═════ STORED DATA

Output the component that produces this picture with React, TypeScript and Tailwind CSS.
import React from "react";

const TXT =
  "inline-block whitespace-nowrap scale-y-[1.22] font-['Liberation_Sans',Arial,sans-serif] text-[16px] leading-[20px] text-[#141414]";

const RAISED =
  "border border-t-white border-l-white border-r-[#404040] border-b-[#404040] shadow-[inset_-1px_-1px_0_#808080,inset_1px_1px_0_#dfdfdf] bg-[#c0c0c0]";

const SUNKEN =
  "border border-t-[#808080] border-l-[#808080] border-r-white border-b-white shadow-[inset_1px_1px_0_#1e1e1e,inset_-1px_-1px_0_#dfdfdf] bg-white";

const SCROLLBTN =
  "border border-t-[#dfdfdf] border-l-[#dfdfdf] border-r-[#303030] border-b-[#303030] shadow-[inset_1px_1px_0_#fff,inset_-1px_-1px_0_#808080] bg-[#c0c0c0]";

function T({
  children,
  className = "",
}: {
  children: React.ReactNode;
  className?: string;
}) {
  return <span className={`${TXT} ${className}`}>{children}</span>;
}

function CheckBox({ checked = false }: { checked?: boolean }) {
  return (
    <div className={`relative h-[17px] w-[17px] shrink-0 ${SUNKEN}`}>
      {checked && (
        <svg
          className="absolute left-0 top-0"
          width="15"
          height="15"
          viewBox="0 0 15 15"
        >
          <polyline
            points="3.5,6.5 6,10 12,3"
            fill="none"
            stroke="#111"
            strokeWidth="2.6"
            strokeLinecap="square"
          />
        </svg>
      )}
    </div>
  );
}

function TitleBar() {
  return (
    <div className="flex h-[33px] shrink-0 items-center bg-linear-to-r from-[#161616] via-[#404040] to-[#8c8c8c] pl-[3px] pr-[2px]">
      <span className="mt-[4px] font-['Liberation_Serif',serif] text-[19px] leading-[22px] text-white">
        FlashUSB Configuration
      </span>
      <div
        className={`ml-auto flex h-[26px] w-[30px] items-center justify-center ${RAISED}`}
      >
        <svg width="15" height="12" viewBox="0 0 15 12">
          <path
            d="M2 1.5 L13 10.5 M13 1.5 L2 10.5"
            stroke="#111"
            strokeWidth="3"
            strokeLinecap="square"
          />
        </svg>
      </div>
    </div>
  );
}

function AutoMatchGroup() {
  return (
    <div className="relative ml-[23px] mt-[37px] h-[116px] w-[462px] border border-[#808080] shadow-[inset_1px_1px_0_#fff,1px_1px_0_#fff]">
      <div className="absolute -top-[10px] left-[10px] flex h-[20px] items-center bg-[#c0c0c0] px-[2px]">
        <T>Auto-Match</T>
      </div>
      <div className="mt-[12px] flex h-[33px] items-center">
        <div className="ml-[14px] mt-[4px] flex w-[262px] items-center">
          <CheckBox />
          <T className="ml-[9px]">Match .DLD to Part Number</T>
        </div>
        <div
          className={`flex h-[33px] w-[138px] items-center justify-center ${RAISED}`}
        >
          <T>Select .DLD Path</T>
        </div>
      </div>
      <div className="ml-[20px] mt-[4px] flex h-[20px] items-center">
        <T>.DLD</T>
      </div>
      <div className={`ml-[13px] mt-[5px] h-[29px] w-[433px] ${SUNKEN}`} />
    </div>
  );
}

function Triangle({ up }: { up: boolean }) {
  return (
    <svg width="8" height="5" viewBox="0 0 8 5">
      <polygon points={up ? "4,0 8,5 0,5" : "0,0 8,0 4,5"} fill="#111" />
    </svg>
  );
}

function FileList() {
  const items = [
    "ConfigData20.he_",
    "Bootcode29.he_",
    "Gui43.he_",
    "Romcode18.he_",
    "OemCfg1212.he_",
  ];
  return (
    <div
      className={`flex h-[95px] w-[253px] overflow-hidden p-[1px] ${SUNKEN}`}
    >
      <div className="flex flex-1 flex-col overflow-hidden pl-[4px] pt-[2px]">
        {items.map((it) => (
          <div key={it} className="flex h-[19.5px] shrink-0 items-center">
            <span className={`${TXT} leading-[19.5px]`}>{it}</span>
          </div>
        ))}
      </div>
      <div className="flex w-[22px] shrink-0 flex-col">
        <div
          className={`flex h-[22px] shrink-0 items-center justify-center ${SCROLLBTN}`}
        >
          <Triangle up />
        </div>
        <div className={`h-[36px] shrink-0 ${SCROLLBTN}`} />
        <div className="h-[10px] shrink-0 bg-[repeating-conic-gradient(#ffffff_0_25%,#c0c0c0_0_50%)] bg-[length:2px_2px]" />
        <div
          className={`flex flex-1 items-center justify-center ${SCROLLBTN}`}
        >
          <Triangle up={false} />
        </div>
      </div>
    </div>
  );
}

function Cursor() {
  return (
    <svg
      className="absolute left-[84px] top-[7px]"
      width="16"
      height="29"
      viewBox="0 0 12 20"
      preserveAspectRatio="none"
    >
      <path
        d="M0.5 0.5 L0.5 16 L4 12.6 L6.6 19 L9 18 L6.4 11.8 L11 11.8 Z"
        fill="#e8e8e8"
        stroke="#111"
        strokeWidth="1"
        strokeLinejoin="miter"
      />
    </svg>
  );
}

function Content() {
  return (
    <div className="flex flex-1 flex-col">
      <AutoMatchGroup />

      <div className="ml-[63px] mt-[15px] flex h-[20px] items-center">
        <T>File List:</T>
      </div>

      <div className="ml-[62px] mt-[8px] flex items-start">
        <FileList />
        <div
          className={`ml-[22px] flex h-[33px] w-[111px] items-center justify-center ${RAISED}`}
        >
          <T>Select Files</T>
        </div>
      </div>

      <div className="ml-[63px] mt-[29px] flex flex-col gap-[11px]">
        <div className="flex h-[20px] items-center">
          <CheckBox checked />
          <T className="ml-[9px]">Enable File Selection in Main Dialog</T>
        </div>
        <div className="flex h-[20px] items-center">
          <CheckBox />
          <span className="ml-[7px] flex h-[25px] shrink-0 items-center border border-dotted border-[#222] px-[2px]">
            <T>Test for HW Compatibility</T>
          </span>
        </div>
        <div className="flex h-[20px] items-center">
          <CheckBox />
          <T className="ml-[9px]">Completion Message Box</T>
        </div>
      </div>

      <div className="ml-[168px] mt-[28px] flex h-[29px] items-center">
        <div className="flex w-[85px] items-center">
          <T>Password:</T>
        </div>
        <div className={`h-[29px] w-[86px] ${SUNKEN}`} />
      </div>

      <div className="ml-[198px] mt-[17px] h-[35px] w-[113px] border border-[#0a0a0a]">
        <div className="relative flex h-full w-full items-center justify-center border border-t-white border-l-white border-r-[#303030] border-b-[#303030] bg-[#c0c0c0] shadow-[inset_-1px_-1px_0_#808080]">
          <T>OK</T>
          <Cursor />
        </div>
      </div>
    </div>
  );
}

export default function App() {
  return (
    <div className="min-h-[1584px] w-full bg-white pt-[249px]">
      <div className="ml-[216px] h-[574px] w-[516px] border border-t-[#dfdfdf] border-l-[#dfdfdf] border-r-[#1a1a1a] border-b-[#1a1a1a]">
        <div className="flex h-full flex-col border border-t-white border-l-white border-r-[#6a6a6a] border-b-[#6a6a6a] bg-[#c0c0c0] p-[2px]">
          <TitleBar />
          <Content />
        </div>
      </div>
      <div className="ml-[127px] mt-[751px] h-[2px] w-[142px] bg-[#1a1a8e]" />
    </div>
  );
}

══════════

PROBLEM DESCRIPTION ▸ Restate the listing exactly, starting at its first line and ending at the line where "border-t-[#808080] border-l-[#808080] border-r-white" occurs; include both and no other lines.

TASK SOLUTION ▸
Output the component that produces this picture with React, TypeScript and Tailwind CSS.
import React from "react";

const TXT =
  "inline-block whitespace-nowrap scale-y-[1.22] font-['Liberation_Sans',Arial,sans-serif] text-[16px] leading-[20px] text-[#141414]";

const RAISED =
  "border border-t-white border-l-white border-r-[#404040] border-b-[#404040] shadow-[inset_-1px_-1px_0_#808080,inset_1px_1px_0_#dfdfdf] bg-[#c0c0c0]";

const SUNKEN =
  "border border-t-[#808080] border-l-[#808080] border-r-white border-b-white shadow-[inset_1px_1px_0_#1e1e1e,inset_-1px_-1px_0_#dfdfdf] bg-white";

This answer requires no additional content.